* Begin *

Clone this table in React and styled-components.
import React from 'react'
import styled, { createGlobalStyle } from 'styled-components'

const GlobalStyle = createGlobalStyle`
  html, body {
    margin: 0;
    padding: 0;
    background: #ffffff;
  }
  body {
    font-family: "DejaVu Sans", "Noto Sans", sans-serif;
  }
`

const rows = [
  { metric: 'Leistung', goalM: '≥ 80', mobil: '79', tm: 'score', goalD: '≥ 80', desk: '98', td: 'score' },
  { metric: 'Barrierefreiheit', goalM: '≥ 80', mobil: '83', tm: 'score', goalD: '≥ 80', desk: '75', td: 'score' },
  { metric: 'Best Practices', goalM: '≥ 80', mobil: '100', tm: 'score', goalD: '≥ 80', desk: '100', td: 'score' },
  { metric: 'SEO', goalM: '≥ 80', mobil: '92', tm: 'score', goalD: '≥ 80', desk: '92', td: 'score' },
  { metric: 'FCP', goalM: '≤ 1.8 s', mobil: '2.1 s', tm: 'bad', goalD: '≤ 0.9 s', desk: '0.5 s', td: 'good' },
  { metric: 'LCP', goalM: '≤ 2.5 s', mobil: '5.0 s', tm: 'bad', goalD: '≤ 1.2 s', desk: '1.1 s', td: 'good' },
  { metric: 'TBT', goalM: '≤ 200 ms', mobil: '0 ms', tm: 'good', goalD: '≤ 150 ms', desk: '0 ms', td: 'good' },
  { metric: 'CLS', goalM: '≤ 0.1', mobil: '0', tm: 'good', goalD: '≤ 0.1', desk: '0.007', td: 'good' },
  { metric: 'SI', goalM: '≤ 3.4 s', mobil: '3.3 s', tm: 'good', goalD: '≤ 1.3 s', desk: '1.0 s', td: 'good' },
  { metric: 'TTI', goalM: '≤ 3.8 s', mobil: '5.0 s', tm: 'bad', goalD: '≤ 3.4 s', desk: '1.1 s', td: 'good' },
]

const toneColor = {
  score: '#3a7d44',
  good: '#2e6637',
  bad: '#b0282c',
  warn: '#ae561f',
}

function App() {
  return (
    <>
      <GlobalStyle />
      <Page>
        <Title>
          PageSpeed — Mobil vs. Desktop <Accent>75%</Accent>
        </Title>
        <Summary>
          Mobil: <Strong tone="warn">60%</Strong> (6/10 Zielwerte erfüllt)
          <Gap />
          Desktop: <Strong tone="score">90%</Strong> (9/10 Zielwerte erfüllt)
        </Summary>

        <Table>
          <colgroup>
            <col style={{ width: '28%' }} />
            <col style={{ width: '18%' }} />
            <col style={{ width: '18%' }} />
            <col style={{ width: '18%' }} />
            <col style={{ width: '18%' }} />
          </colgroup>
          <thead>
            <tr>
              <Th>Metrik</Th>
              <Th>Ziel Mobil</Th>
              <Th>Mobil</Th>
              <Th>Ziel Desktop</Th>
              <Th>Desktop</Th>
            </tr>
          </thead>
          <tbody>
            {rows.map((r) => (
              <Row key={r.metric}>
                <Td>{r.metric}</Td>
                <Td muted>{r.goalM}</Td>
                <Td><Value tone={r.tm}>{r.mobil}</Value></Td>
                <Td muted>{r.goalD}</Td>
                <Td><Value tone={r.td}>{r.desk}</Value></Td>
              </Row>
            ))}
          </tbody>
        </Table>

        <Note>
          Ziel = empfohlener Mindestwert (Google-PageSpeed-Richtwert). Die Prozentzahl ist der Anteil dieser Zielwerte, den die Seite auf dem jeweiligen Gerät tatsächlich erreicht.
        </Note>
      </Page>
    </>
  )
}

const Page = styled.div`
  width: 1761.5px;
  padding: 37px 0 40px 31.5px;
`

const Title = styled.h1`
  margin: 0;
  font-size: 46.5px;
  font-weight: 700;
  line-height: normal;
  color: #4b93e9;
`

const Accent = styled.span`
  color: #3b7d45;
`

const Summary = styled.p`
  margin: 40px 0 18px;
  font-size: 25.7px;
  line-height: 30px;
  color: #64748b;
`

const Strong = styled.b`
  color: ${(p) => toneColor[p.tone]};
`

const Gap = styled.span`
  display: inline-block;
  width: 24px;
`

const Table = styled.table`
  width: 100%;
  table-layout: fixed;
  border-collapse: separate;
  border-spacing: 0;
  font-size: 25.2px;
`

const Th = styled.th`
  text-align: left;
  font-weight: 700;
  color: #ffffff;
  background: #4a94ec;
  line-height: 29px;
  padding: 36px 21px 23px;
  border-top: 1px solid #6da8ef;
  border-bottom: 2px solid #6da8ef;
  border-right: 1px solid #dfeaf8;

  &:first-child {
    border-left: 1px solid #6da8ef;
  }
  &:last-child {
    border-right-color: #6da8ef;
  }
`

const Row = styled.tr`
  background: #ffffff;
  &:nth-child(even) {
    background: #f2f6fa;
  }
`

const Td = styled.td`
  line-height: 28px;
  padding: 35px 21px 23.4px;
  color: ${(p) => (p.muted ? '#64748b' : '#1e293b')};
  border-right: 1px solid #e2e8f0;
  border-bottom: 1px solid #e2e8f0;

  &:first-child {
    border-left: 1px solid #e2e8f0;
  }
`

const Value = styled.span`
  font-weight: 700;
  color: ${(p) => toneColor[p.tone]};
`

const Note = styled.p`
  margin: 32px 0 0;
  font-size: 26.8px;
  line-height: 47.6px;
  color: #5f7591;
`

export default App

* End *

What the task requires »
Transcribe the material exactly as it reads.

Response below »
Clone this table in React and styled-components.
import React from 'react'
import styled, { createGlobalStyle } from 'styled-components'

const GlobalStyle = createGlobalStyle`
  html, body {
    margin: 0;
    padding: 0;
    background: #ffffff;
  }
  body {
    font-family: "DejaVu Sans", "Noto Sans", sans-serif;
  }
`

const rows = [
  { metric: 'Leistung', goalM: '≥ 80', mobil: '79', tm: 'score', goalD: '≥ 80', desk: '98', td: 'score' },
  { metric: 'Barrierefreiheit', goalM: '≥ 80', mobil: '83', tm: 'score', goalD: '≥ 80', desk: '75', td: 'score' },
  { metric: 'Best Practices', goalM: '≥ 80', mobil: '100', tm: 'score', goalD: '≥ 80', desk: '100', td: 'score' },
  { metric: 'SEO', goalM: '≥ 80', mobil: '92', tm: 'score', goalD: '≥ 80', desk: '92', td: 'score' },
  { metric: 'FCP', goalM: '≤ 1.8 s', mobil: '2.1 s', tm: 'bad', goalD: '≤ 0.9 s', desk: '0.5 s', td: 'good' },
  { metric: 'LCP', goalM: '≤ 2.5 s', mobil: '5.0 s', tm: 'bad', goalD: '≤ 1.2 s', desk: '1.1 s', td: 'good' },
  { metric: 'TBT', goalM: '≤ 200 ms', mobil: '0 ms', tm: 'good', goalD: '≤ 150 ms', desk: '0 ms', td: 'good' },
  { metric: 'CLS', goalM: '≤ 0.1', mobil: '0', tm: 'good', goalD: '≤ 0.1', desk: '0.007', td: 'good' },
  { metric: 'SI', goalM: '≤ 3.4 s', mobil: '3.3 s', tm: 'good', goalD: '≤ 1.3 s', desk: '1.0 s', td: 'good' },
  { metric: 'TTI', goalM: '≤ 3.8 s', mobil: '5.0 s', tm: 'bad', goalD: '≤ 3.4 s', desk: '1.1 s', td: 'good' },
]

const toneColor = {
  score: '#3a7d44',
  good: '#2e6637',
  bad: '#b0282c',
  warn: '#ae561f',
}

function App() {
  return (
    <>
      <GlobalStyle />
      <Page>
        <Title>
          PageSpeed — Mobil vs. Desktop <Accent>75%</Accent>
        </Title>
        <Summary>
          Mobil: <Strong tone="warn">60%</Strong> (6/10 Zielwerte erfüllt)
          <Gap />
          Desktop: <Strong tone="score">90%</Strong> (9/10 Zielwerte erfüllt)
        </Summary>

        <Table>
          <colgroup>
            <col style={{ width: '28%' }} />
            <col style={{ width: '18%' }} />
            <col style={{ width: '18%' }} />
            <col style={{ width: '18%' }} />
            <col style={{ width: '18%' }} />
          </colgroup>
          <thead>
            <tr>
              <Th>Metrik</Th>
              <Th>Ziel Mobil</Th>
              <Th>Mobil</Th>
              <Th>Ziel Desktop</Th>
              <Th>Desktop</Th>
            </tr>
          </thead>
          <tbody>
            {rows.map((r) => (
              <Row key={r.metric}>
                <Td>{r.metric}</Td>
                <Td muted>{r.goalM}</Td>
                <Td><Value tone={r.tm}>{r.mobil}</Value></Td>
                <Td muted>{r.goalD}</Td>
                <Td><Value tone={r.td}>{r.desk}</Value></Td>
              </Row>
            ))}
          </tbody>
        </Table>

        <Note>
          Ziel = empfohlener Mindestwert (Google-PageSpeed-Richtwert). Die Prozentzahl ist der Anteil dieser Zielwerte, den die Seite auf dem jeweiligen Gerät tatsächlich erreicht.
        </Note>
      </Page>
    </>
  )
}

const Page = styled.div`
  width: 1761.5px;
  padding: 37px 0 40px 31.5px;
`

const Title = styled.h1`
  margin: 0;
  font-size: 46.5px;
  font-weight: 700;
  line-height: normal;
  color: #4b93e9;
`

const Accent = styled.span`
  color: #3b7d45;
`

const Summary = styled.p`
  margin: 40px 0 18px;
  font-size: 25.7px;
  line-height: 30px;
  color: #64748b;
`

const Strong = styled.b`
  color: ${(p) => toneColor[p.tone]};
`

const Gap = styled.span`
  display: inline-block;
  width: 24px;
`

const Table = styled.table`
  width: 100%;
  table-layout: fixed;
  border-collapse: separate;
  border-spacing: 0;
  font-size: 25.2px;
`

const Th = styled.th`
  text-align: left;
  font-weight: 700;
  color: #ffffff;
  background: #4a94ec;
  line-height: 29px;
  padding: 36px 21px 23px;
  border-top: 1px solid #6da8ef;
  border-bottom: 2px solid #6da8ef;
  border-right: 1px solid #dfeaf8;

  &:first-child {
    border-left: 1px solid #6da8ef;
  }
  &:last-child {
    border-right-color: #6da8ef;
  }
`

const Row = styled.tr`
  background: #ffffff;
  &:nth-child(even) {
    background: #f2f6fa;
  }
`

const Td = styled.td`
  line-height: 28px;
  padding: 35px 21px 23.4px;
  color: ${(p) => (p.muted ? '#64748b' : '#1e293b')};
  border-right: 1px solid #e2e8f0;
  border-bottom: 1px solid #e2e8f0;

  &:first-child {
    border-left: 1px solid #e2e8f0;
  }
`

const Value = styled.span`
  font-weight: 700;
  color: ${(p) => toneColor[p.tone]};
`

const Note = styled.p`
  margin: 32px 0 0;
  font-size: 26.8px;
  line-height: 47.6px;
  color: #5f7591;
`

export default App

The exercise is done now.